Transformation involving a vector of operations.
When multiple transforms are passed as arguments to a df, wouldn’t it be safe to @threads
over that vector of operators?
For example:
using DataFrames
using BenchmarkTools
nrows = 1_000_000
df = DataFrame(id=rand(["A"], nrows), v1=rand(nrows), v2=rand(nrows), v3=rand(nrows), v4=rand(nrows))
f1 = "v1" => ByRow(exp) => "new1"
f2 = "v2" => ByRow(exp) => "new2"
f3 = "v2" => ByRow(exp) => "new3"
f4 = "v2" => ByRow(exp) => "new4"
funs = [f1, f2, f3, f4]
function df_trans_A(df, funs)
transform!(df, funs[1])
transform!(df, funs[2])
transform!(df, funs[3])
transform!(df, funs[4])
end
function df_trans_B(df, funs)
transform!(df, funs)
end
# 19.500 ms (644 allocations: 30.55 MiB)
@btime df_trans_A($df, $funs);
# 19.325 ms (410 allocations: 30.54 MiB)
@btime df_trans_B($df, $funs);
We can see that currently, calling 4 times transform!
, one for each of the transform, is equivalent to calling transform!
on the vector operations, which could have been safely processed in parallel.
Performance regression on grouped dataframes
Following the above example, if performing the same transformations over a dataframe grouped on the id
, the same performance could reasonable be expected since there’s only a single group (id="A"
).
However, it appears that the sequence of transformation is almost 3x slower, while the transform on the vectors of operators takes a similar number of time.
gdf = groupby(df, "id")
function gdf_trans_A(gdf, funs)
transform!(gdf, funs[1])
transform!(gdf, funs[2])
transform!(gdf, funs[3])
transform!(gdf, funs[4])
end
function gdf_trans_B(gdf, funs)
transform!(gdf, funs)
end
# 56.028 ms (2963 allocations: 152.76 MiB)
@btime gdf_trans_A($gdf, $funs);
# 19.652 ms (1124 allocations: 129.76 MiB)
@btime gdf_trans_B($gdf, $funs);
Also, if the same experience is repeated but with 10 groups, the results further deteriorates for both methods, although the underlying operations remain the same (byrow exp of each element):
# 10 groups
# 114.379 ms (3284 allocations: 195.40 MiB)

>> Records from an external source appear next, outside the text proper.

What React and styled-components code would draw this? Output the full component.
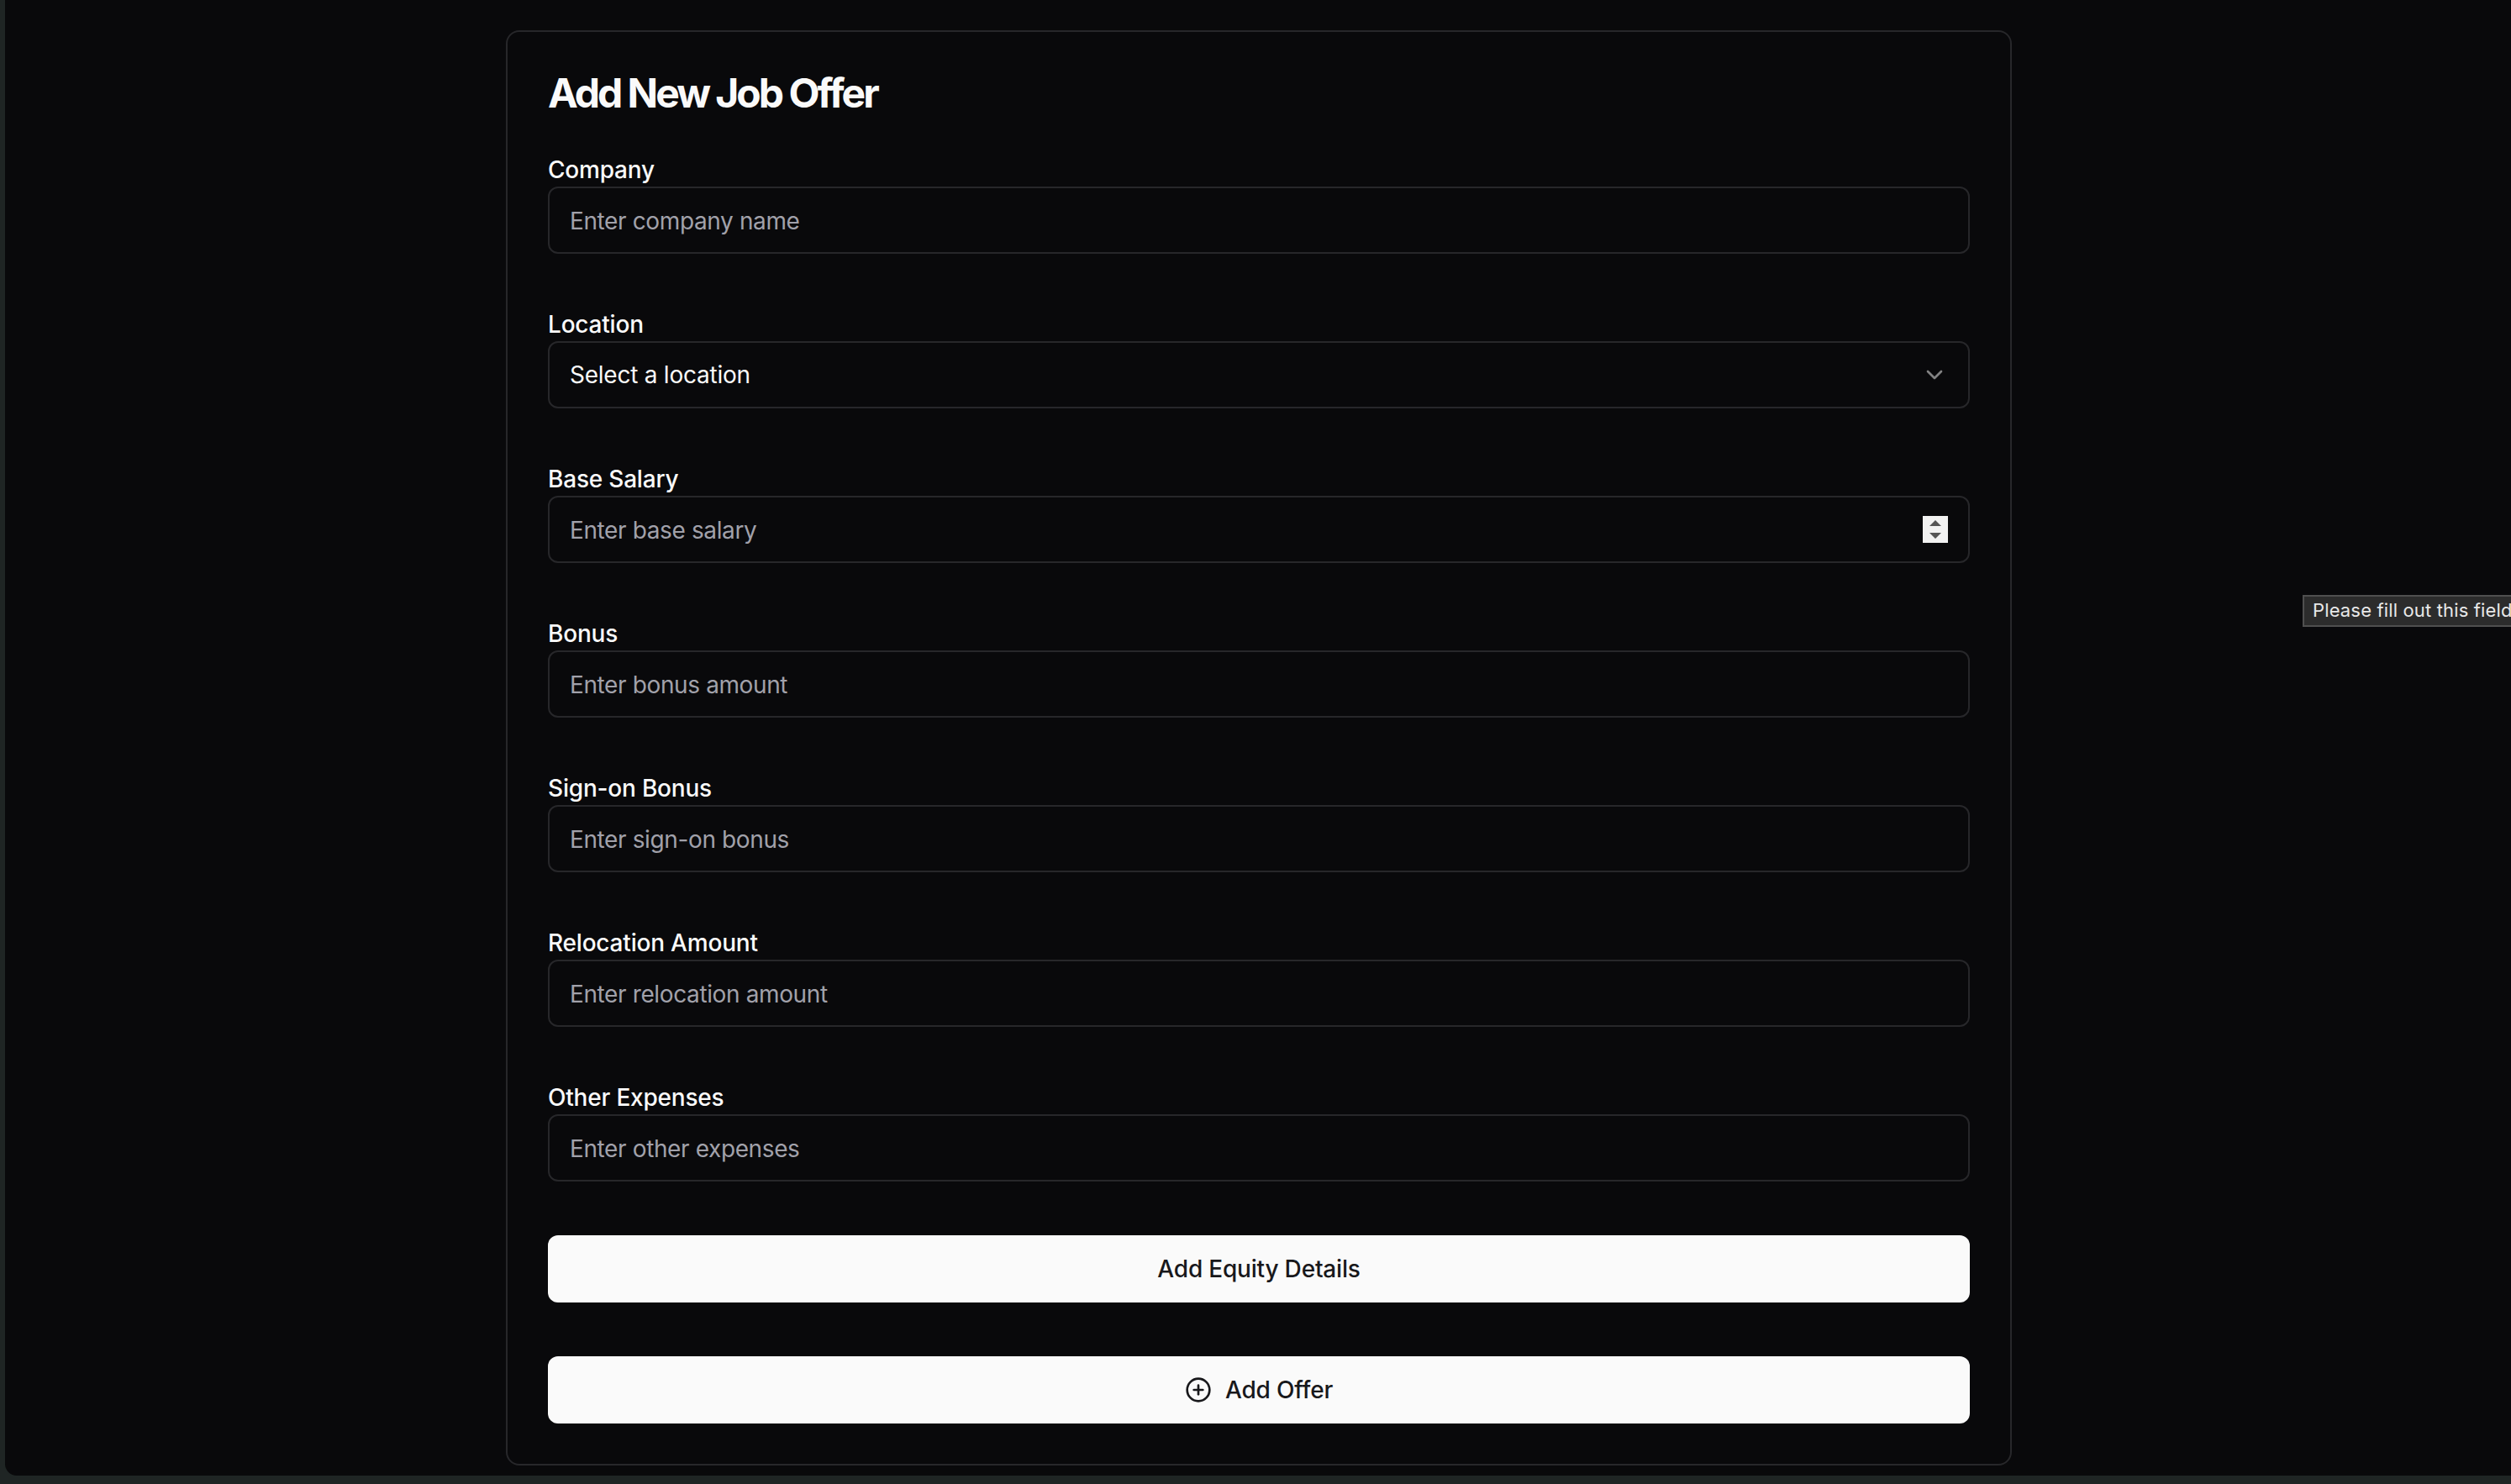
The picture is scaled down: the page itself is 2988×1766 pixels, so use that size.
import React from 'react';
import styled, { createGlobalStyle } from 'styled-components';
import { ChevronDown, CirclePlus } from 'lucide-react';

const GlobalStyle = createGlobalStyle`
  html, body {
    margin: 0;
    padding: 0;
    height: 100%;
    overflow: hidden;
    background: #1f2524;
  }

  * {
    box-sizing: border-box;
  }
`;

const Frame = styled.div`
  position: relative;
  width: 2988px;
  height: 1766px;
  padding: 0 0 10px 6px;
  overflow: hidden;
  font-family: Inter, 'Liberation Sans', sans-serif;
`;

const Page = styled.main`
  height: 100%;
  padding: 36px 0 0 596px;
  background: #09090b;
  border-bottom-left-radius: 14px;
`;

const Card = styled.section`
  width: 1792px;
  height: 1708px;
  padding: 48px;
  background: #09090b;
  border: 2px solid #27272a;
  border-radius: 16px;
`;

const Title = styled.h1`
  margin: 0 0 46px;
  font-size: 48px;
  line-height: 50px;
  font-weight: 700;
  letter-spacing: -3px;
  color: #fafafa;
`;

const Form = styled.form`
  display: flex;
  flex-direction: column;
  gap: 64px;
`;

const Field = styled.div`
  display: flex;
  flex-direction: column;
`;

const Label = styled.label`
  font-size: 28px;
  line-height: 40px;
  font-weight: 500;
  letter-spacing: -0.2px;
  color: #fafafa;
`;

const InputWrap = styled.div`
  position: relative;
`;

const Input = styled.input`
  display: block;
  width: 100%;
  height: 80px;
  padding: 2px 24px 0;
  font: inherit;
  font-size: 28px;
  letter-spacing: -0.38px;
  color: #fafafa;
  background: transparent;
  border: 2px solid #27272a;
  border-radius: 12px;
  outline: none;

  &::placeholder {
    color: #a1a1aa;
    opacity: 1;
  }
`;

const Select = styled.button`
  display: flex;
  align-items: center;
  justify-content: space-between;
  width: 100%;
  height: 80px;
  padding: 0 24px;
  font: inherit;
  font-size: 28px;
  letter-spacing: -0.24px;
  color: #fafafa;
  background: transparent;
  border: 2px solid #27272a;
  border-radius: 12px;

  svg {
    opacity: 0.5;
  }
`;

const Stepper = styled.svg`
  position: absolute;
  top: 24px;
  right: 26px;
  display: block;
`;

const Button = styled.button`
  display: flex;
  align-items: center;
  justify-content: center;
  gap: 16px;
  width: 100%;
  height: 80px;
  font: inherit;
  font-size: 28px;
  font-weight: 500;
  letter-spacing: -0.2px;
  color: #18181b;
  background: #fafafa;
  border: none;
  border-radius: 12px;
`;

const Tooltip = styled.div`
  position: absolute;
  top: 708px;
  left: 2740px;
  height: 38px;
  padding: 0 10px;
  font-size: 22px;
  line-height: 33px;
  letter-spacing: 0.15px;
  white-space: nowrap;
  color: #e8e8e8;
  background: #2c2c2c;
  border: 2px solid #4f4f4f;
`;

const fields = [
  { id: 'company', label: 'Company', placeholder: 'Enter company name' },
  { id: 'location', label: 'Location', select: 'Select a location' },
  { id: 'base', label: 'Base Salary', placeholder: 'Enter base salary', stepper: true },
  { id: 'bonus', label: 'Bonus', placeholder: 'Enter bonus amount' },
  { id: 'signon', label: 'Sign-on Bonus', placeholder: 'Enter sign-on bonus' },
  { id: 'relocation', label: 'Relocation Amount', placeholder: 'Enter relocation amount' },
  { id: 'other', label: 'Other Expenses', placeholder: 'Enter other expenses' },
];

const NumberSpinner = () => (
  <Stepper width="30" height="32" viewBox="0 0 30 32">
    <rect width="30" height="32" fill="#f2f2f2" />
    <path d="M15 5 L22 12 H8 Z M15 27 L22 20 H8 Z" fill="#555555" />
  </Stepper>
);

const FormField = ({ field }) => (
  <Field>
    <Label htmlFor={field.id}>{field.label}</Label>
    {field.select ? (
      <Select id={field.id} type="button">
        {field.select}
        <ChevronDown size={32} />
      </Select>
    ) : (
      <InputWrap>
        <Input id={field.id} placeholder={field.placeholder} />
        {field.stepper && <NumberSpinner />}
      </InputWrap>
    )}
  </Field>
);

const App = () => (
  <Frame>
    <GlobalStyle />
    <Page>
      <Card>
        <Title>Add New Job Offer</Title>
        <Form>
          {fields.map((field) => (
            <FormField field={field} key={field.id} />
          ))}
          <Button type="button">Add Equity Details</Button>
          <Button type="button">
            <CirclePlus size={32} />
            Add Offer
          </Button>
        </Form>
      </Card>
    </Page>
    <Tooltip>Please fill out this field</Tooltip>
  </Frame>
);

export default App;
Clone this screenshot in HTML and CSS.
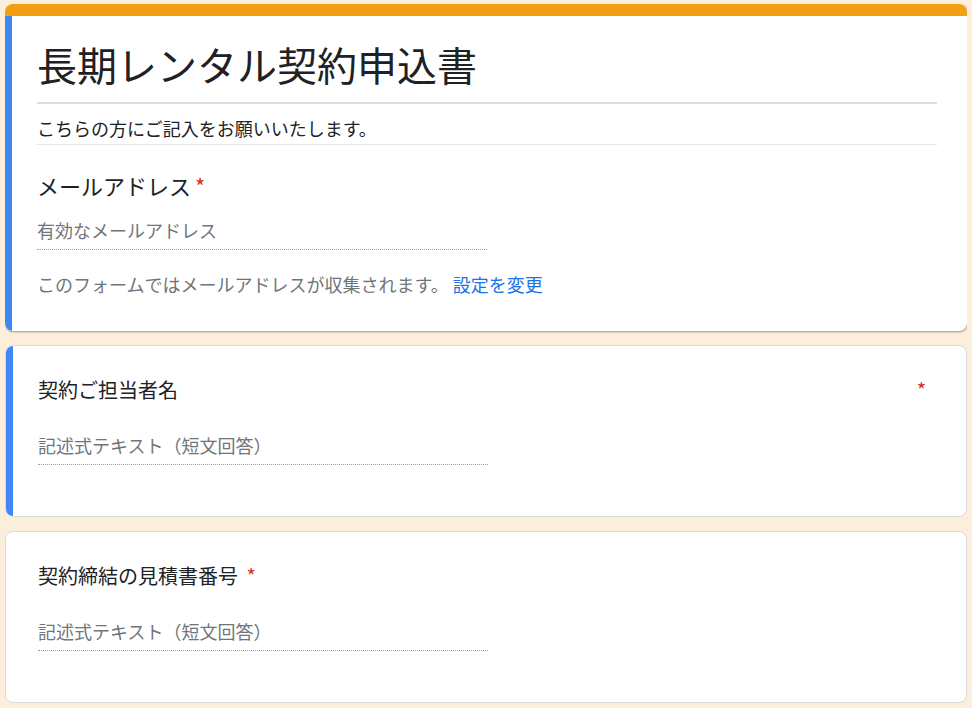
FILE: index.html
```html
<!DOCTYPE html>
<html lang="ja">
<head>
    <meta charset="UTF-8">
    <meta name="viewport" content="width=device-width, initial-scale=1.0">
    <title>長期レンタル契約申込書</title>
    <link rel="stylesheet" href="styles.css">
</head>
<body>
    <div class="card head-card">
        <div class="top-bar"></div>
        <div class="card-body accent">
            <h1 class="form-title">長期レンタル契約申込書</h1>
            <p class="form-desc">こちらの方にご記入をお願いいたします。</p>
            <div class="q-title">メールアドレス<span class="req">*</span></div>
            <div class="answer">有効なメールアドレス</div>
            <p class="note">このフォームではメールアドレスが収集されます。 <a href="#" class="link">設定を変更</a></p>
        </div>
    </div>

    <div class="card">
        <div class="card-body accent question">
            <div class="q-title q-row">
                <span>契約ご担当者名</span>
                <span class="req">*</span>
            </div>
            <div class="answer">記述式テキスト（短文回答）</div>
        </div>
    </div>

    <div class="card">
        <div class="card-body question">
            <div class="q-title">契約締結の見積書番号 <span class="req">*</span></div>
            <div class="answer">記述式テキスト（短文回答）</div>
        </div>
    </div>
</body>
</html>
```

FILE: styles.css
```css
body {
    margin: 4px 5px;
    background-color: #fbeedb;
    font-family: "Noto Sans CJK JP", "Noto Sans", sans-serif;
    color: #202124;
}
.card {
    background: white;
    border: 1px solid #dadce0;
    border-radius: 8px;
    overflow: hidden;
    margin-bottom: 14px;
}
.head-card {
    border: none;
    box-shadow: 0 1px 2px rgba(60, 64, 67, 0.35), 1px 1px 2px rgba(60, 64, 67, 0.2);
}
.top-bar {
    height: 12px;
    background-color: #f39f13;
}
.card-body {
    padding: 22px 30px 34px 32px;
}
.card-body.accent {
    border-left: 7px solid #4285f4;
    padding-left: 25px;
}
.form-title {
    margin: 0;
    font-size: 40px;
    font-weight: 400;
    line-height: 52px;
    padding-bottom: 12px;
    border-bottom: 2px solid #dcdcdc;
}
.form-desc {
    margin: 12px 0 0;
    font-size: 18px;
    line-height: 24px;
    padding-bottom: 4px;
    border-bottom: 1px solid #e6e6e6;
}
.q-title {
    margin-top: 25px;
    font-size: 22px;
    line-height: 30px;
}
.req {
    color: #d93025;
    margin-left: 4px;
}
.answer {
    margin-top: 17px;
    width: 450px;
    font-size: 18px;
    line-height: 26px;
    color: #70757a;
    padding-bottom: 6px;
    border-bottom: 1px dotted #9e9e9e;
}
.note {
    margin: 21px 0 0;
    font-size: 18px;
    line-height: 26px;
    color: #70757a;
}
.link {
    color: #1a73e8;
    text-decoration: none;
}
.question {
    padding-top: 30px;
    padding-bottom: 51px;
}
.question .q-title {
    margin-top: 0;
    font-size: 20px;
    line-height: 28px;
}
.question .answer {
    margin-top: 28px;
}
.q-row {
    display: flex;
    justify-content: space-between;
    padding-right: 10px;
}
```
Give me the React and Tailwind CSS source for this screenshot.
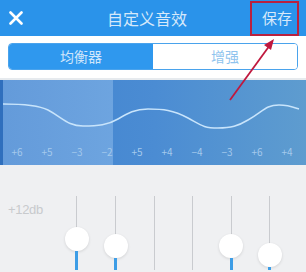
import React from 'react';

const labels = ['+6', '+5', '−3', '−2', '+5', '+4', '−4', '−3', '+6', '+4'];

// knob offset from top of the track (null = knob out of view)
const sliders = [43, 50, null, null, 50, 59];

function CloseIcon() {
  return (
    <svg width="14" height="14" viewBox="0 0 14 14">
      <path d="M1.5 1.5 L12.5 12.5 M12.5 1.5 L1.5 12.5" stroke="#fff" strokeWidth="2.6" strokeLinecap="round" />
    </svg>
  );
}

function Curve() {
  return (
    <svg className="absolute inset-0" width="306" height="85" viewBox="0 0 306 85">
      <path
        d="M0 24 C20 24 35 25 45 30 C60 38 65 46 80 46 C95 46 105 45 115 39 C125 33 132 29 145 29 C160 29 170 30 185 38 C198 45 200 48 215 48 C228 48 235 46 245 40 C260 32 262 25 276 25 C285 25 290 27 296 29"
        fill="none"
        stroke="#c8e4fb"
        strokeWidth="1.5"
      />
    </svg>
  );
}

function Slider({ knob }) {
  return (
    <div className="relative w-[38.6px] h-full flex justify-center">
      <div className="w-[1px] h-full bg-[#c9cbcf]" />
      {knob != null && (
        <div className="absolute inset-x-0 bottom-0 flex flex-col items-center" style={{ top: knob - 12 }}>
          <div className="w-[24px] h-[24px] shrink-0 rounded-full bg-white shadow-[0_1px_3px_rgba(0,0,0,0.12)]" />
          <div className="w-[3px] flex-1 bg-[#3d9de6]" />
        </div>
      )}
    </div>
  );
}

export default function App() {
  return (
    <div
      className="relative w-[306px] h-[272px] overflow-hidden bg-[#eff0f2]"
      style={{ fontFamily: '"Noto Sans CJK SC", "Noto Sans", sans-serif' }}
    >
      {/* header */}
      <div className="h-[36px] bg-[#2a93ea] flex items-center px-[9px]">
        <CloseIcon />
        <div className="flex-1 text-center text-[16px] text-[#d6e9fa] pl-[18px]">自定义音效</div>
        <div className="w-[48px] text-center text-[15px] text-[#d6e9fa] mr-[-4px]">保存</div>
      </div>

      {/* tabs */}
      <div className="bg-white h-[44px] pt-[7px] px-[8px] border-b-2 border-[#e6eaee]">
        <div className="flex h-[27px] rounded-[4px] border border-[#4aa3ec] overflow-hidden">
          <div className="w-1/2 bg-[#2f98ee] flex items-center justify-center text-[14px] text-[#cfe6fb]">均衡器</div>
          <div className="w-1/2 bg-white flex items-center justify-center text-[14px] text-[#8fc4ee]">增强</div>
        </div>
      </div>

      {/* eq graph */}
      <div className="relative h-[85px] bg-gradient-to-r from-[#3f82cf] via-[#4b8cd3] to-[#5e9ccf] border-l-[3px] border-[#2f6fbd]">
        <div className="absolute left-0 top-0 bottom-0 w-[110px] bg-gradient-to-r from-[#6a9fdc] to-[#74a9e2] opacity-85" />
        <Curve />
        <div className="absolute left-[-1px] right-0 bottom-[6px] flex">
          {labels.map((l, i) => (
            <div key={i} className="w-[30px] text-center text-[10px] text-[#a4c9ec]">
              {l}
            </div>
          ))}
        </div>
      </div>

      {/* sliders */}
      <div className="flex h-[105px]">
        <div className="w-[57.7px] pl-[8px] pt-[35px] text-[13px] text-[#c8cacd] tracking-tight" style={{ fontFamily: '"Liberation Sans", sans-serif' }}>
          +12db
        </div>
        <div className="flex pt-[31px]">
          {sliders.map((k, i) => (
            <Slider key={i} knob={k} />
          ))}
        </div>
      </div>

      {/* annotation overlay */}
      <div className="absolute left-[250px] top-[1px] w-[49px] h-[35px] border-2 border-[#b8213f]" />
      <svg className="absolute inset-0 pointer-events-none" width="306" height="272">
        <line x1="230" y1="100" x2="270" y2="45" stroke="#c0183e" strokeWidth="1.8" />
        <polygon points="274,39 264,45 271,50" fill="#c0183e" />
      </svg>
    </div>
  );
}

@btime gdf_trans_A($gdf, $funs);
# 49.737 ms (1444 allocations: 172.41 MiB)
@btime gdf_trans_B($gdf, $funs);
Multiple operators on Combine
Similar to the situation with transform!
but with combine
where threading seems not being taken advantage of:
using DataFrames
using BenchmarkTools
nrows = 1_000_000
df = DataFrame(id=rand(["A", "B", "C", "D", "E", "F", "G", "H" ,"I", "J"], nrows), v1=rand(nrows), v2=rand(nrows), v3=rand(nrows), v4=rand(nrows))
df = DataFrame(id=rand(["A"], nrows), v1=rand(nrows), v2=rand(nrows), v3=rand(nrows), v4=rand(nrows))
f1 = "v1" => sum => "new1"
f2 = "v2" => sum => "new2"
f3 = "v2" => sum => "new3"
f4 = "v2" => sum => "new4"
funs = [f1, f2, f3, f4]
function df_trans_A(df, funs)
dfg = groupby(df, :id)
agg = combine(dfg, funs[1])
agg = combine(dfg, funs[2])
agg = combine(dfg, funs[3])
agg = combine(dfg, funs[4])
end
function df_trans_B(df, funs)
dfg = groupby(df, :id)
agg = combine(dfg, funs)
end
# 1 Group
# 26.565 ms (1067 allocations: 31.33 MiB)
@btime df_trans_A($df, $funs);
# 17.194 ms (546 allocations: 31.29 MiB)
@btime df_trans_B($df, $funs);
# 10 Groups
# 18.536 ms (1068 allocations: 31.33 MiB)
@btime df_trans_A($df, $funs);
# 15.977 ms (546 allocations: 31.29 MiB)
@btime df_trans_B($df, $funs);
function df_trans_A(df, funs)
agg = combine(df, funs[1])
agg = combine(df, funs[2])
agg = combine(df, funs[3])
agg = combine(df, funs[4])
end
function df_trans_B(df, funs)
agg = combine(df, funs)
end
# 1.664 ms (444 allocations: 28.44 KiB)
@btime df_trans_A($df, $funs);
# 1.640 ms (382 allocations: 21.69 KiB)
@btime df_trans_B($df, $funs);
# 1.665 ms (444 allocations: 28.44 KiB)
@btime df_trans_A($df, $funs);
# 1.631 ms (382 allocations: 21.69 KiB)
@btime df_trans_B($df, $funs);
To sum up, are the above situations effectively good candidates for parallelization in DataFrames?